Why? Because of the stuff I’ve just detailed (which doomers hate me for). The US economy is steadily resurging; equity markets have been on a tear; the American housing market is making a sustained comeback; and investors are no longer happy hiding their cash in bonds where yields are lower than Mike Duffy’s credibility. So heaps of money are moving out of bonds and into stocks. As the world improves, appetite for risk (and return) grows.

To hold bonds, conversely, investors demand higher yields. So, up they go.

This is not a temporary event. Of course, yields and prices will fluctuate continuously (like stock markets), but the trends are clear. America recovers. Corporate profits satisfy. Global growth staggers back. Consumers spend more. The storm abates. Equities rise. Bonds fall.

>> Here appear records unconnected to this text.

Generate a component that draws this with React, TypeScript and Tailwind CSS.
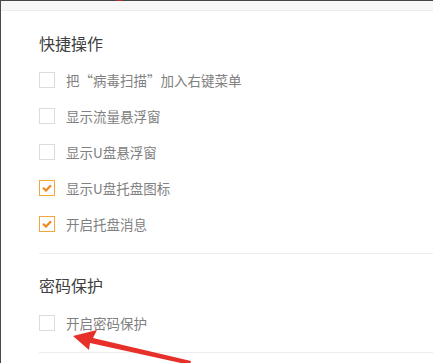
import React from "react";

const font = { fontFamily: '"Noto Sans CJK SC", "Noto Sans", sans-serif' };

function Box({ checked }: { checked?: boolean }) {
  return checked ? (
    <span className="flex h-[16px] w-[16px] items-center justify-center border border-[#f3a63b] bg-white">
      <svg width="10" height="8" viewBox="0 0 10 8">
        <polyline points="1,3.8 4,6.6 9,1.2" fill="none" stroke="#f08a1c" strokeWidth="2.2" />
      </svg>
    </span>
  ) : (
    <span className="block h-[16px] w-[16px] border border-[#dcdcdc] bg-white" />
  );
}

function Row({ label, checked }: { label: string; checked?: boolean }) {
  return (
    <div className="flex h-[36px] items-center gap-[11px]">
      <Box checked={checked} />
      <span className="text-[13.5px] leading-[16px] text-[#808080]">{label}</span>
    </div>
  );
}

export default function App() {
  return (
    <div className="relative h-[363px] w-[433px] overflow-hidden border-l border-[#4a4a4a] bg-white" style={font}>
      <div className="h-[1px] bg-[#444]" />
      <div className="h-[10px] border-b border-[#ececec] bg-[#f7f7f7]" />
      <div className="pl-[38px] pt-[20px]">
        <div className="h-[24px] text-[16px] leading-[24px] text-[#404040]">快捷操作</div>
        <div className="mt-[7px]">
          <Row label="把“病毒扫描”加入右键菜单" />
          <Row label="显示流量悬浮窗" />
          <Row label="显示U盘悬浮窗" />
          <Row label="显示U盘托盘图标" checked />
          <Row label="开启托盘消息" checked />
        </div>
        <div className="mt-[11px] border-t border-[#ececec]" />
        <div className="mt-[19px] h-[24px] text-[16px] leading-[24px] text-[#404040]">密码保护</div>
        <div className="mt-[8px]">
          <Row label="开启密码保护" />
        </div>
        <div className="mt-[11px] border-t border-[#ececec]" />
      </div>
      <span className="absolute left-[115px] top-0 h-[1px] w-[6px] bg-[#b03030]" />
      <svg className="pointer-events-none absolute left-0 top-0" width="433" height="363" viewBox="0 0 433 363">
        <polygon points="72,336 96,330 92,338 190,361 189,365 89,343 88,350" fill="#e8302a" />
      </svg>
    </div>
  );
}
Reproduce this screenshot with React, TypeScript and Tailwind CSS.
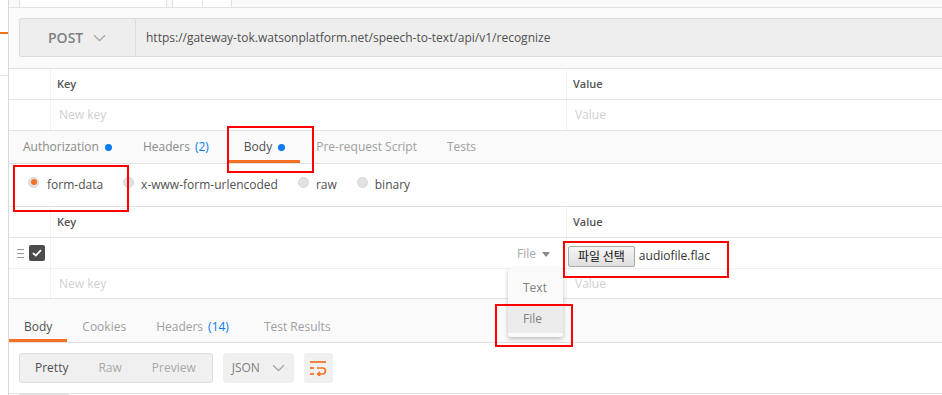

And because banks finance five-year mortgages with five-year bonds, there’ll be a steady drum beat of little rate hikes over the months to come. Nothing dramatic. But the outcome is clear. Come August you will really, really, really wish you’d listed that condo in April.

Speaking of market timing and death by home, let’s revisit GTA-area realtor Ross Kay, whose bold prediction that house horniness has just died got a lot of people excited. You may recall that he has a ‘real estate engagement’ index that pinpointed May 19th as the day the market expired, and that interest has now declined 73% from its peak last April.

If he’s correct (and he claims a 200% five-year record of accuracy), this will show up in MLS sales number in July and August. You can just imagine the impact that will have on an already-wobbly situation. It’d undoubtedly set the scene for a dive in prices.

But what is the ‘engagement’ index? “Here’s a partial list,” he tells me. “It includes an inventory of homes for sale, open house attendance, home showing statistics, MLS (online) listing views, national media headlines, plus blog traffic.”

“My only interest in going public with the index was because I had to assist clients through the 1990 to 1995 market after the great run of the late 80’s.  It is a learning experience when a grown man is crying at a kitchen table and all you can do is save his family from losing another $10,000 if he waits another month.

“Today after 13 years of good market and the rash influx of the majority of real estate agents, who have no experience going from a runaway market to an absolute collapse, there is simply too much unethical advice being spouted by groups/individuals that Canadians believe protecting them.”

As this blog has shown many times, real estate boards lie. They revise sales stats without disclosure, for example, then create Frankenumbers to mask market changes. Corporate media outlets are untrustworthy. They do little research or fact-checking, and run ads as editorial. Banks deceive. They tell borrowers how to miss mortgage payments then punish them, and create false ads. Is it any wonder people are cynical?

“Interesting aside.” Adds Kay. “I was shocked to see the number of views coming from IPs attached to financial services corporations viewing my site in the last 24 hours.  It appears any claims the industry does not read Greater Fool are unsubstantiated as you were the first place the index was ever publicly released.”

Don’t say that. Makes me feel so… mainstream. Yuck.